- _Data block_:

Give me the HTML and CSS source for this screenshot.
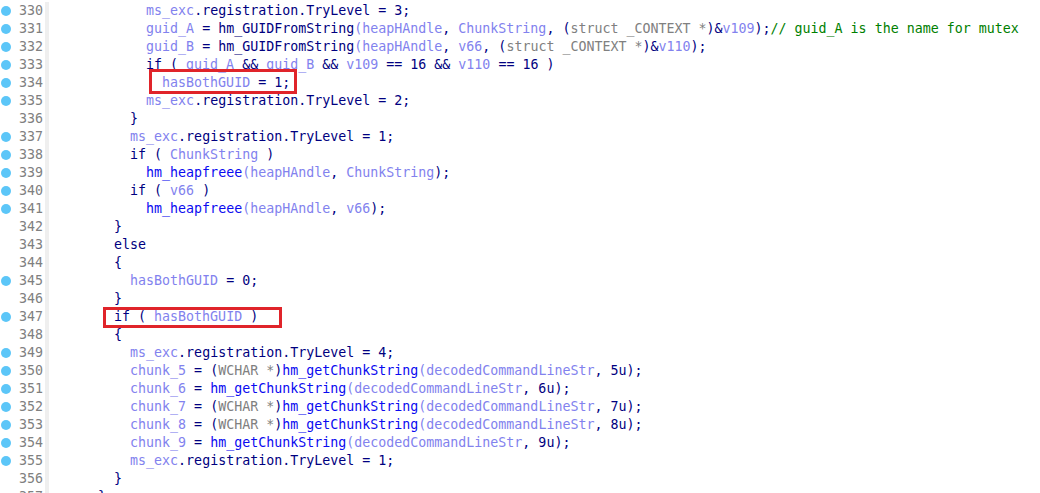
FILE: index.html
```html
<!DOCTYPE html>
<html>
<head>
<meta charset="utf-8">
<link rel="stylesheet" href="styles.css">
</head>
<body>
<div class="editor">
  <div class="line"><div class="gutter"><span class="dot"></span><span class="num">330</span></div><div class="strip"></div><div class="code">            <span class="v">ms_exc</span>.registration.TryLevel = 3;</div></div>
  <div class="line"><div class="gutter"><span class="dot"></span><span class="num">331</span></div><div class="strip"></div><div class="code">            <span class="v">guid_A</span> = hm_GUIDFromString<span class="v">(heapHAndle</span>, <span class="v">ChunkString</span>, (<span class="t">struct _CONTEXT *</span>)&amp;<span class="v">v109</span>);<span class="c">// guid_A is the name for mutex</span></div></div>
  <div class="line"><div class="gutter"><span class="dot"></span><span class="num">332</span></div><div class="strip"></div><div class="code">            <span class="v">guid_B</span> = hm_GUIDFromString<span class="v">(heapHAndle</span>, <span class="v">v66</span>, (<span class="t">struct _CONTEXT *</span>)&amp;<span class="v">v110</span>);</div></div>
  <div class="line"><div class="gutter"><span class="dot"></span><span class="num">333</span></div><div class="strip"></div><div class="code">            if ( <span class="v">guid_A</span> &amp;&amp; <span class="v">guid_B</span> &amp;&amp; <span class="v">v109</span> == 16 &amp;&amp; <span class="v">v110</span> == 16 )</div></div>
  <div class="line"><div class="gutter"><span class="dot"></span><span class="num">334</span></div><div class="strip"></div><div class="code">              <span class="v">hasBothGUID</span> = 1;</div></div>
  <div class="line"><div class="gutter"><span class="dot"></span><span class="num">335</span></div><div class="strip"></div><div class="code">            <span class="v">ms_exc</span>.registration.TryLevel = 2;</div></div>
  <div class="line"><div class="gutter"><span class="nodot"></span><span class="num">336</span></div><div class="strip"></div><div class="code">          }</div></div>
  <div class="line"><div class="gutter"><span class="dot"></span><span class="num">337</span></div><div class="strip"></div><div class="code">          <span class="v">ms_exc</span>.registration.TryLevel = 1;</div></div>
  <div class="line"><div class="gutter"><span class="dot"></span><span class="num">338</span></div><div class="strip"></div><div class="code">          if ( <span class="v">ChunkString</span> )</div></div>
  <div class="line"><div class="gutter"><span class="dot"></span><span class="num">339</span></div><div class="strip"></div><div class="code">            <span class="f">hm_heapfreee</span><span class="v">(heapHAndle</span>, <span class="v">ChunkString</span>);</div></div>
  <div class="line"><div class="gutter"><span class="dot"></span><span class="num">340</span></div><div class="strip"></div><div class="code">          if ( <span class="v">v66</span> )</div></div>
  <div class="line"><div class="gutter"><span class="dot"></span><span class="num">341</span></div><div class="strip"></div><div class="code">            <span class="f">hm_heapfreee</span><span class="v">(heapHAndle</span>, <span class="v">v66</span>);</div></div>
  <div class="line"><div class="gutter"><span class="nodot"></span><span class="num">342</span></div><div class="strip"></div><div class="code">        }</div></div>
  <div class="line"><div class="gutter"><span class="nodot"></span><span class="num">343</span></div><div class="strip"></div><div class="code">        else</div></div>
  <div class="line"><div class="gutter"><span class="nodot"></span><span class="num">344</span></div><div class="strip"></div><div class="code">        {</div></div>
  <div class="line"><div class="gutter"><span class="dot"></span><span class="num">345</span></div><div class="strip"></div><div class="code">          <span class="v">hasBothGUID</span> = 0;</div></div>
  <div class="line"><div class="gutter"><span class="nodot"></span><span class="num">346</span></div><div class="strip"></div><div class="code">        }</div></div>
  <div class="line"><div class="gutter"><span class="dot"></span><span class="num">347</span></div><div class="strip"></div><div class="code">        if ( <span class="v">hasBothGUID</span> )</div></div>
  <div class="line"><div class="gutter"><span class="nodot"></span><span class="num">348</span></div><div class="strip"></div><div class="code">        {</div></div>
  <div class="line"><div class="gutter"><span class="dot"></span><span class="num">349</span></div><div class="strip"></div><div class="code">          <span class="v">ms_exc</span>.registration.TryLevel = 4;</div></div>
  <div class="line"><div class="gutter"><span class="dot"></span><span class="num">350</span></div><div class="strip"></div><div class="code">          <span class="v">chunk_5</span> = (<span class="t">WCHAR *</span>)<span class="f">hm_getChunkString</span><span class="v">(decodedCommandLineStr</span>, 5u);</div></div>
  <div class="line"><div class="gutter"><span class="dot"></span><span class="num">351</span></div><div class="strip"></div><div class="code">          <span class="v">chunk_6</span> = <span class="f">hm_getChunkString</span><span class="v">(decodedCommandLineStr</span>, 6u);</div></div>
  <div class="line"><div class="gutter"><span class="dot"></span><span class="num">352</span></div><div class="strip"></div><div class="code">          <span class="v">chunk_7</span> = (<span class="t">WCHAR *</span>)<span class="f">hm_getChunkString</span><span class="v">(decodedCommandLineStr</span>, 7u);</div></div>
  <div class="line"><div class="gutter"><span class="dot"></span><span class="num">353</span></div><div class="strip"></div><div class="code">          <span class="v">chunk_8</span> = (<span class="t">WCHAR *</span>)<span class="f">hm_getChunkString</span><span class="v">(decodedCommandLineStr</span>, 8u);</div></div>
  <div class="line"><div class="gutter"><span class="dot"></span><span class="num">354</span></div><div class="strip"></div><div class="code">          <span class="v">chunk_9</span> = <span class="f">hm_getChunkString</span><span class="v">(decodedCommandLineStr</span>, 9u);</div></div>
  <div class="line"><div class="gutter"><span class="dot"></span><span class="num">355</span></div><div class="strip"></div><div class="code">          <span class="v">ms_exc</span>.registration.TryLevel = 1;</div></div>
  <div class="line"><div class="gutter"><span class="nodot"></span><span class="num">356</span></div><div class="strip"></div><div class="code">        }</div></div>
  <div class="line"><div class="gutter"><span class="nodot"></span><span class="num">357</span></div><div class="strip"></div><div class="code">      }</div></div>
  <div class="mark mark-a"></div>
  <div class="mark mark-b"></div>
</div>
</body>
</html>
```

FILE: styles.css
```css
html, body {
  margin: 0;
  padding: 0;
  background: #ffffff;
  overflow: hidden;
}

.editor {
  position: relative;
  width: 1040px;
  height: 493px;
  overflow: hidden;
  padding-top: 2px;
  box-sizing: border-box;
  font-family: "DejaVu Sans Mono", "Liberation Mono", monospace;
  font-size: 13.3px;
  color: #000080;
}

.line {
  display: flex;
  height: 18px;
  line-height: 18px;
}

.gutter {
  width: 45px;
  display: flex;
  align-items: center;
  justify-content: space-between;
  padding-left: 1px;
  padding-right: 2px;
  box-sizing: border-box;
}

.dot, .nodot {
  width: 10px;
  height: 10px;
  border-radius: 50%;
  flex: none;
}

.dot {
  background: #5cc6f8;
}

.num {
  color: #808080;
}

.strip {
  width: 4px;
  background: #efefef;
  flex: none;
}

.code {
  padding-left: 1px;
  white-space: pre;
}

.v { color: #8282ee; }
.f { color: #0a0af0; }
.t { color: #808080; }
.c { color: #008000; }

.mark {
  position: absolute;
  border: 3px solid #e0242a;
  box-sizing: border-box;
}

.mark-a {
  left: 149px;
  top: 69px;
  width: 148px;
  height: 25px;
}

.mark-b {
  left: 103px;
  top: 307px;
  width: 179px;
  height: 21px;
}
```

- _Work to be completed_: Output the lines above in full and exactly as given, omitting any pictures.

- _Exercise result_:
Give me the HTML and CSS source for this screenshot.
FILE: index.html
```html
<!DOCTYPE html>
<html>
<head>
<meta charset="utf-8">
<link rel="stylesheet" href="styles.css">
</head>
<body>
<div class="editor">
  <div class="line"><div class="gutter"><span class="dot"></span><span class="num">330</span></div><div class="strip"></div><div class="code">            <span class="v">ms_exc</span>.registration.TryLevel = 3;</div></div>
  <div class="line"><div class="gutter"><span class="dot"></span><span class="num">331</span></div><div class="strip"></div><div class="code">            <span class="v">guid_A</span> = hm_GUIDFromString<span class="v">(heapHAndle</span>, <span class="v">ChunkString</span>, (<span class="t">struct _CONTEXT *</span>)&amp;<span class="v">v109</span>);<span class="c">// guid_A is the name for mutex</span></div></div>
  <div class="line"><div class="gutter"><span class="dot"></span><span class="num">332</span></div><div class="strip"></div><div class="code">            <span class="v">guid_B</span> = hm_GUIDFromString<span class="v">(heapHAndle</span>, <span class="v">v66</span>, (<span class="t">struct _CONTEXT *</span>)&amp;<span class="v">v110</span>);</div></div>
  <div class="line"><div class="gutter"><span class="dot"></span><span class="num">333</span></div><div class="strip"></div><div class="code">            if ( <span class="v">guid_A</span> &amp;&amp; <span class="v">guid_B</span> &amp;&amp; <span class="v">v109</span> == 16 &amp;&amp; <span class="v">v110</span> == 16 )</div></div>
  <div class="line"><div class="gutter"><span class="dot"></span><span class="num">334</span></div><div class="strip"></div><div class="code">              <span class="v">hasBothGUID</span> = 1;</div></div>
  <div class="line"><div class="gutter"><span class="dot"></span><span class="num">335</span></div><div class="strip"></div><div class="code">            <span class="v">ms_exc</span>.registration.TryLevel = 2;</div></div>
  <div class="line"><div class="gutter"><span class="nodot"></span><span class="num">336</span></div><div class="strip"></div><div class="code">          }</div></div>
  <div class="line"><div class="gutter"><span class="dot"></span><span class="num">337</span></div><div class="strip"></div><div class="code">          <span class="v">ms_exc</span>.registration.TryLevel = 1;</div></div>
  <div class="line"><div class="gutter"><span class="dot"></span><span class="num">338</span></div><div class="strip"></div><div class="code">          if ( <span class="v">ChunkString</span> )</div></div>
  <div class="line"><div class="gutter"><span class="dot"></span><span class="num">339</span></div><div class="strip"></div><div class="code">            <span class="f">hm_heapfreee</span><span class="v">(heapHAndle</span>, <span class="v">ChunkString</span>);</div></div>
  <div class="line"><div class="gutter"><span class="dot"></span><span class="num">340</span></div><div class="strip"></div><div class="code">          if ( <span class="v">v66</span> )</div></div>
  <div class="line"><div class="gutter"><span class="dot"></span><span class="num">341</span></div><div class="strip"></div><div class="code">            <span class="f">hm_heapfreee</span><span class="v">(heapHAndle</span>, <span class="v">v66</span>);</div></div>
  <div class="line"><div class="gutter"><span class="nodot"></span><span class="num">342</span></div><div class="strip"></div><div class="code">        }</div></div>
  <div class="line"><div class="gutter"><span class="nodot"></span><span class="num">343</span></div><div class="strip"></div><div class="code">        else</div></div>
  <div class="line"><div class="gutter"><span class="nodot"></span><span class="num">344</span></div><div class="strip"></div><div class="code">        {</div></div>
  <div class="line"><div class="gutter"><span class="dot"></span><span class="num">345</span></div><div class="strip"></div><div class="code">          <span class="v">hasBothGUID</span> = 0;</div></div>
  <div class="line"><div class="gutter"><span class="nodot"></span><span class="num">346</span></div><div class="strip"></div><div class="code">        }</div></div>
  <div class="line"><div class="gutter"><span class="dot"></span><span class="num">347</span></div><div class="strip"></div><div class="code">        if ( <span class="v">hasBothGUID</span> )</div></div>
  <div class="line"><div class="gutter"><span class="nodot"></span><span class="num">348</span></div><div class="strip"></div><div class="code">        {</div></div>
  <div class="line"><div class="gutter"><span class="dot"></span><span class="num">349</span></div><div class="strip"></div><div class="code">          <span class="v">ms_exc</span>.registration.TryLevel = 4;</div></div>
  <div class="line"><div class="gutter"><span class="dot"></span><span class="num">350</span></div><div class="strip"></div><div class="code">          <span class="v">chunk_5</span> = (<span class="t">WCHAR *</span>)<span class="f">hm_getChunkString</span><span class="v">(decodedCommandLineStr</span>, 5u);</div></div>
  <div class="line"><div class="gutter"><span class="dot"></span><span class="num">351</span></div><div class="strip"></div><div class="code">          <span class="v">chunk_6</span> = <span class="f">hm_getChunkString</span><span class="v">(decodedCommandLineStr</span>, 6u);</div></div>
  <div class="line"><div class="gutter"><span class="dot"></span><span class="num">352</span></div><div class="strip"></div><div class="code">          <span class="v">chunk_7</span> = (<span class="t">WCHAR *</span>)<span class="f">hm_getChunkString</span><span class="v">(decodedCommandLineStr</span>, 7u);</div></div>
  <div class="line"><div class="gutter"><span class="dot"></span><span class="num">353</span></div><div class="strip"></div><div class="code">          <span class="v">chunk_8</span> = (<span class="t">WCHAR *</span>)<span class="f">hm_getChunkString</span><span class="v">(decodedCommandLineStr</span>, 8u);</div></div>
  <div class="line"><div class="gutter"><span class="dot"></span><span class="num">354</span></div><div class="strip"></div><div class="code">          <span class="v">chunk_9</span> = <span class="f">hm_getChunkString</span><span class="v">(decodedCommandLineStr</span>, 9u);</div></div>
  <div class="line"><div class="gutter"><span class="dot"></span><span class="num">355</span></div><div class="strip"></div><div class="code">          <span class="v">ms_exc</span>.registration.TryLevel = 1;</div></div>
  <div class="line"><div class="gutter"><span class="nodot"></span><span class="num">356</span></div><div class="strip"></div><div class="code">        }</div></div>
  <div class="line"><div class="gutter"><span class="nodot"></span><span class="num">357</span></div><div class="strip"></div><div class="code">      }</div></div>
  <div class="mark mark-a"></div>
  <div class="mark mark-b"></div>
</div>
</body>
</html>
```

FILE: styles.css
```css
html, body {
  margin: 0;
  padding: 0;
  background: #ffffff;
  overflow: hidden;
}

.editor {
  position: relative;
  width: 1040px;
  height: 493px;
  overflow: hidden;
  padding-top: 2px;
  box-sizing: border-box;
  font-family: "DejaVu Sans Mono", "Liberation Mono", monospace;
  font-size: 13.3px;
  color: #000080;
}

.line {
  display: flex;
  height: 18px;
  line-height: 18px;
}

.gutter {
  width: 45px;
  display: flex;
  align-items: center;
  justify-content: space-between;
  padding-left: 1px;
  padding-right: 2px;
  box-sizing: border-box;
}

.dot, .nodot {
  width: 10px;
  height: 10px;
  border-radius: 50%;
  flex: none;
}

.dot {
  background: #5cc6f8;
}

.num {
  color: #808080;
}

.strip {
  width: 4px;
  background: #efefef;
  flex: none;
}

.code {
  padding-left: 1px;
  white-space: pre;
}

.v { color: #8282ee; }
.f { color: #0a0af0; }
.t { color: #808080; }
.c { color: #008000; }

.mark {
  position: absolute;
  border: 3px solid #e0242a;
  box-sizing: border-box;
}

.mark-a {
  left: 149px;
  top: 69px;
  width: 148px;
  height: 25px;
}

.mark-b {
  left: 103px;
  top: 307px;
  width: 179px;
  height: 21px;
}
```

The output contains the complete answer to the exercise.